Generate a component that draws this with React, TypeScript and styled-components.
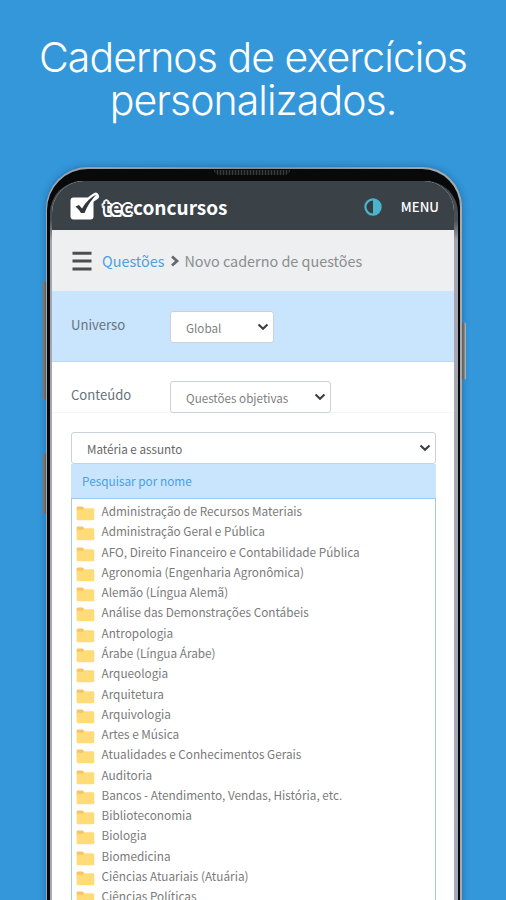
import React from "react";
import styled, { createGlobalStyle } from "styled-components";

const Global = createGlobalStyle`
  * { box-sizing: border-box; }
  html, body { margin: 0; height: 900px; overflow: hidden; background: #3397da; }
  body { font-family: "Noto Sans CJK SC", "Noto Sans", sans-serif; }
`;

const Page = styled.main`
  width: 506px;
  height: 900px;
  overflow: hidden;
  background: #3397da;
  display: flex;
  flex-direction: column;
`;

const Headline = styled.h1`
  margin: 0;
  height: 167px;
  padding-top: 36px;
  flex: none;
  display: flex;
  flex-direction: column;
  align-items: center;
  color: #fff;
  font: 300 41px/43px Inter, sans-serif;
  letter-spacing: -0.95px;
`;

const HeadlineLine = styled.span`
  white-space: nowrap;
`;

const Phone = styled.section`
  position: relative;
  flex: none;
  width: 416px;
  height: 780px;
  margin-left: 46px;
  padding: 2px 2px 0 1px;
  border-radius: 42px 40px 0 0;
  background: linear-gradient(90deg, #a5a6a8 0, #85878b 50%, #aaa 100%);
  box-shadow: 0 0 7px rgba(10, 60, 110, 0.45);
`;

const Bezel = styled.div`
  height: 100%;
  padding: 12px 2px 0 3px;
  border-radius: 41px 38px 0 0;
  background: #08090b;
`;

const Rim = styled.div`
  height: 100%;
  padding: 0 4px 0 2px;
  border-radius: 32px 32px 0 0;
  background: linear-gradient(180deg, #3a4147 0, #4c5156 40px, #a7a5b2 60px, #aaa8b6 100%);
`;

const Screen = styled.div`
  height: 100%;
  border-radius: 32px 30px 0 0;
  overflow: hidden;
  background: #fff;
`;

const Speaker = styled.i`
  position: absolute;
  left: 168px;
  top: 3px;
  width: 76px;
  height: 5px;
  border-radius: 0 0 5px 5px;
  background: repeating-linear-gradient(90deg, #3a3b3d 0 1px, #161719 1px 3px);
`;

const SideButton = styled.i<{ $side: "left" | "right"; $top: number; $height: number }>`
  position: absolute;
  ${(p) => p.$side}: -4px;
  top: ${(p) => p.$top}px;
  width: 4px;
  height: ${(p) => p.$height}px;
  border-radius: 2px;
  background: ${(p) =>
    p.$side === "left"
      ? "linear-gradient(90deg, #5b7f9b, #77797b 50%, #55585a)"
      : "linear-gradient(270deg, #a9c3ce, #77756f 50%, #55585a)"};
`;

const TopBar = styled.header`
  height: 49px;
  padding: 2px 15px 0 18px;
  display: flex;
  align-items: center;
  background: #3a4248;
  color: #fff;
`;

const Brand = styled.div`
  display: flex;
  align-items: center;
  flex: 1;
`;

const Wordmark = styled.span`
  display: flex;
  margin: 1px 0 0 3px;
  font-weight: 700;
  font-size: 19px;
  line-height: 26px;
  white-space: nowrap;
`;

const Outlined = styled.span`
  width: 30px;
  color: #3a4248;
  font-weight: 500;
  letter-spacing: 0.5px;
  text-shadow: 2px 0 #fff, -2px 0 #fff, 0 2px #fff, 0 -2px #fff, 1.5px 1.5px #fff,
    -1.5px 1.5px #fff, 1.5px -1.5px #fff, -1.5px -1.5px #fff;
`;

const MenuLabel = styled.span`
  margin-left: 19px;
  font-size: 13.2px;
  font-weight: 500;
`;

const Crumbs = styled.nav`
  height: 61px;
  padding: 0 0 0 20px;
  display: flex;
  align-items: center;
  background: #eeeff0;
  color: #8b8d8f;
  font-size: 14.4px;
  white-space: nowrap;
`;

const CrumbLink = styled.span`
  margin-left: 10px;
  color: #4f9fdd;
`;

const Field = styled.div<{ $tinted?: boolean }>`
  height: ${(p) => (p.$tinted ? 71 : 51)}px;
  padding: ${(p) => (p.$tinted ? "20px" : "19px")} 0 0 19px;
  display: flex;
  background: ${(p) => (p.$tinted ? "#c9e5fe" : "#fff")};
  border-bottom: ${(p) => (p.$tinted ? "1px solid #bddbf5" : "1px solid #f6f6f6")};
`;

const FieldLabel = styled.label`
  width: 99px;
  padding-top: 4px;
  color: #66727b;
  font-size: 13.1px;
  line-height: 20px;
`;

const Select = styled.div<{ $width: number; $wide?: boolean }>`
  width: ${(p) => p.$width}px;
  height: 32px;
  flex: none;
  padding: 0 ${(p) => (p.$wide ? 4 : 4)}px 0 15px;
  display: flex;
  align-items: center;
  justify-content: space-between;
  border: 1px solid #ccd1d5;
  border-radius: 3px;
  background: #fff;
  color: ${(p) => (p.$wide ? "#666" : "#7f7f7f")};
  font-size: 11.65px;
  white-space: nowrap;
`;

const Picker = styled.div`
  width: 365px;
  margin: 19px 0 0 19px;
`;

const Search = styled.div`
  height: 34px;
  padding: 0 11px;
  background: #c9e5fe;
  color: #4c9fe0;
  font-size: 11.8px;
  line-height: 34px;
`;

const List = styled.ul`
  margin: 0;
  padding: 2px 0 0 4px;
  height: 440px;
  list-style: none;
  border: 1px solid #9ccbf5;
`;

const Item = styled.li`
  height: 20.28px;
  display: flex;
  align-items: center;
  color: #7a7a7a;
  font-size: 11.78px;
  line-height: 20px;
  white-space: nowrap;
`;

const ItemName = styled.span`
  margin-left: 6.500px;
`;

const FolderSvg = styled.svg`
  flex: none;
  margin-top: 5px;
`;

const Folder = () => (
  <FolderSvg width="19" height="15" viewBox="0 0 19 15">
    <path d="M.6 3V1.800Q.6.500 2 .500h4.400q1 0 1.700 1.600L8 4.500H.600z" fill="#f6c565" />
    <path d="M.6 3.800h6L8.300 2.200H17q1.300 0 1.300 1.300v9.400q0 1.300-1.300 1.300H2Q.6 14.200.6 12.900z" fill="#ffdc78" />
  </FolderSvg>
);

const Chevron = () => (
  <svg width="12" height="8" viewBox="0 0 12 8">
    <path d="M1.500 1.500 6 5.700l4.500-4.200" fill="none" stroke="#404040" strokeWidth="2.200" />
  </svg>
);

const CheckLogo = () => (
  <svg width="30" height="29" viewBox="0 0 30 29">
    <rect x=".5" y="5.500" width="23" height="22" rx="3" fill="#fff" />
    <path d="M12 19Q17 9 25.500 4.200" fill="none" stroke="#fff" strokeWidth="7" strokeLinecap="round" strokeLinejoin="round" />
    <path d="M5.500 14.500 9 13l3 3.500Q17.500 7 26.500 2.600q-7.500 7.500-12 18.400H11Q9 17.500 5.500 14.500z" fill="#30383e" />
  </svg>
);

const Contrast = () => (
  <svg width="18" height="18" viewBox="0 0 18 18">
    <circle cx="9" cy="9" r="7.600" fill="#343d43" stroke="#4cb4ca" strokeWidth="2.200" />
    <path d="M9 1.400a7.600 7.600 0 0 1 0 15.200z" fill="#4cb4ca" />
  </svg>
);

const Burger = () => (
  <svg width="20" height="20" viewBox="0 0 20 20">
    <path d="M.5 2.300h19M.5 10.100h19M.5 17.900h19" stroke="#4b4d50" strokeWidth="3" />
  </svg>
);

const CrumbArrowSvg = styled.svg`
  margin: 0 4px 0 6px;
`;

const CrumbArrow = () => (
  <CrumbArrowSvg width="10" height="12" viewBox="0 0 10 12">
    <path d="M2 1.500 7 6l-5 4.500" fill="none" stroke="#66696b" strokeWidth="2.800" />
  </CrumbArrowSvg>
);

const subjects = [
  "Administração de Recursos Materiais",
  "Administração Geral e Pública",
  "AFO, Direito Financeiro e Contabilidade Pública",
  "Agronomia (Engenharia Agronômica)",
  "Alemão (Língua Alemã)",
  "Análise das Demonstrações Contábeis",
  "Antropologia",
  "Árabe (Língua Árabe)",
  "Arqueologia",
  "Arquitetura",
  "Arquivologia",
  "Artes e Música",
  "Atualidades e Conhecimentos Gerais",
  "Auditoria",
  "Bancos - Atendimento, Vendas, História, etc.",
  "Biblioteconomia",
  "Biologia",
  "Biomedicina",
  "Ciências Atuariais (Atuária)",
  "Ciências Políticas",
];

export default function App() {
  return (
    <Page>
      <Global />
      <Headline>
        <HeadlineLine>Cadernos de exercícios</HeadlineLine>
        <HeadlineLine>personalizados.</HeadlineLine>
      </Headline>
      <Phone>
        <SideButton $side="left" $top={114} $height={119} />
        <SideButton $side="left" $top={286} $height={61} />
        <SideButton $side="right" $top={155} $height={58} />
        <Speaker />
        <Bezel>
          <Rim>
            <Screen>
              <TopBar>
                <Brand>
                  <CheckLogo />
                  <Wordmark>
                    <Outlined>tec</Outlined>
                    <span>concursos</span>
                  </Wordmark>
                </Brand>
                <Contrast />
                <MenuLabel>MENU</MenuLabel>
              </TopBar>
              <Crumbs>
                <Burger />
                <CrumbLink>Questões</CrumbLink>
                <CrumbArrow />
                <span>Novo caderno de questões</span>
              </Crumbs>
              <Field $tinted>
                <FieldLabel>Universo</FieldLabel>
                <Select $width={104}>
                  Global
                  <Chevron />
                </Select>
              </Field>
              <Field>
                <FieldLabel>Conteúdo</FieldLabel>
                <Select $width={161}>
                  Questões objetivas
                  <Chevron />
                </Select>
              </Field>
              <Picker>
                <Select $width={365} $wide>
                  Matéria e assunto
                  <Chevron />
                </Select>
                <Search>Pesquisar por nome</Search>
                <List>
                  {subjects.map((name) => (
                    <Item key={name}>
                      <Folder />
                      <ItemName>{name}</ItemName>
                    </Item>
                  ))}
                </List>
              </Picker>
            </Screen>
          </Rim>
        </Bezel>
      </Phone>
    </Page>
  );
}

####

PROBLEM TO SOLVE
Using the listing above, return all lines where the word "components" occurs.

RESPONSE TO THIS TASK
Generate a component that draws this with React, TypeScript and styled-components.
import styled, { createGlobalStyle } from "styled-components";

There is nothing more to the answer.